I made up my mind that since the prankster within me had disconnected the electricity in the dream, in fantasy I would re-enact the dream and restore the plug to the receptacle, with Baba helping me. I must do my best to rectify this situation, which had taken place in the realm of the unseen and must be corrected in the same realm.

I prayed to Baba, taking His hand in mine. In fantasy I walked back to that dream hall, picked up the plug and with Baba’s hand over my hand, inserted the cord into the receptacle. Then I practiced meditation, using the image of the flame to cleanse my body, heart and mind. I sent love and light to George for healing. Lastly, I accepted the situation. The Lord had placed me in this job and here I would stay until He saw fit to move me. I had failed the test in the school of life.
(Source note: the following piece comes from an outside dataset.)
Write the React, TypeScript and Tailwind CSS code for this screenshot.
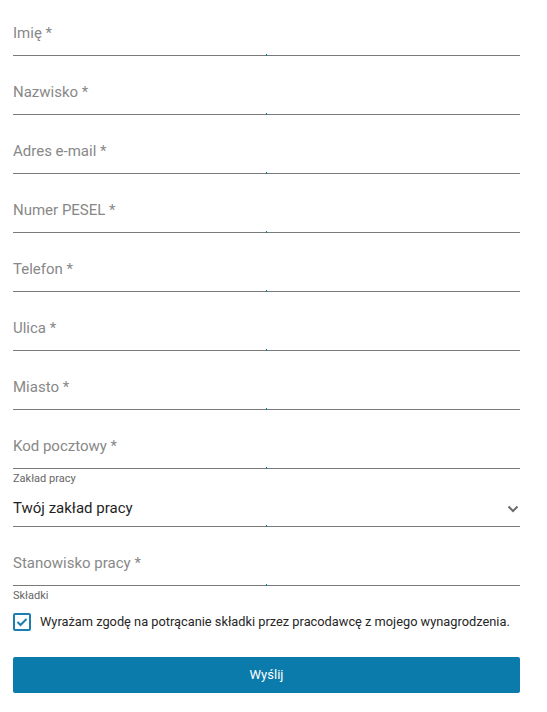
import React from 'react';

const fields = ['Nazwisko *', 'Adres e-mail *', 'Numer PESEL *', 'Telefon *', 'Ulica *', 'Miasto *', 'Kod pocztowy *'];

function FocusMark() {
  return <span className="absolute left-[253px] bottom-[-1px] h-[2px] w-[1px] bg-[#0a7bab]" />;
}

function TextField({ label, first }: { label: string; first?: boolean }) {
  return (
    <div
      className={`relative flex items-end border-b border-[#7a7a76] pb-[12px] ${first ? 'h-[56px]' : 'h-[59px]'}`}
    >
      <span className="text-[15px] leading-[19px] text-[#888888]">{label}</span>
      <FocusMark />
    </div>
  );
}

export default function App() {
  return (
    <div className="w-[547px] bg-white px-[13px] font-['Roboto',sans-serif]">
      <form className="w-[507px]" onSubmit={(e) => e.preventDefault()}>
        <TextField label="Imię *" first />
        {fields.map((f) => (
          <TextField key={f} label={f} />
        ))}

        <div className="relative flex h-[58px] flex-col justify-between border-b border-[#7a7a76] pb-[8px] pt-[3px]">
          <span className="text-[11px] leading-[13px] text-[#666666]">Zakład pracy</span>
          <div className="flex items-center justify-between">
            <span className="text-[15px] leading-[19px] text-[#1f1f1f]">Twój zakład pracy</span>
            <svg width="12" height="8" viewBox="0 0 12 8" className="mr-[1px] mt-[1px]">
              <path d="M1.5 1.5 L6 6 L10.5 1.5" fill="none" stroke="#6b6b6b" strokeWidth="2" />
            </svg>
          </div>
          <FocusMark />
        </div>

        <TextField label="Stanowisko pracy *" />

        <div className="pt-[3px] text-[11px] leading-[13px] text-[#666666]">Składki</div>

        <label className="mt-[11px] flex items-center gap-[9px]">
          <span className="flex h-[18px] w-[18px] items-center justify-center rounded-[2px] border-2 border-[#1a7fb0] bg-white">
            <svg width="12" height="10" viewBox="0 0 12 10">
              <path d="M1.5 5 L4.5 8 L10.5 2" fill="none" stroke="#1a7fb0" strokeWidth="2" />
            </svg>
          </span>
          <span className="text-[12.8px] leading-[16px] text-[#262626]">
            Wyrażam zgodę na potrącanie składki przez pracodawcę z mojego wynagrodzenia.
          </span>
        </label>

        <button
          type="submit"
          className="mt-[26px] flex h-[36px] w-full items-center justify-center rounded-[2px] bg-[#0a7bab] text-[13px] text-white"
        >
          Wyślij
        </button>
      </form>
    </div>
  );
}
The next day at work George called to report that he was feeling much better and would be back at work on Monday.

Yes, that was the reason Baba had taken away my japmala—the only thing that would wake me up—to save me from the wrong of harming others and the awful consequences that I was bringing upon myself. That, too, was His grace.

Epilogue

I woke up from sleep before dawn and drafted these words. In the afternoon, I got into my car after a period of prayer with a friend. I had visualized Baba with His hand on both our heads. I glanced in the direction of the glove compartment. A wisp of grey, almost like smoke, was drifting toward the floor. As I watched, a Lincoln penny appeared on the floor. That was a sign! Baba had accepted my contrite heart by sending me a penny from heaven!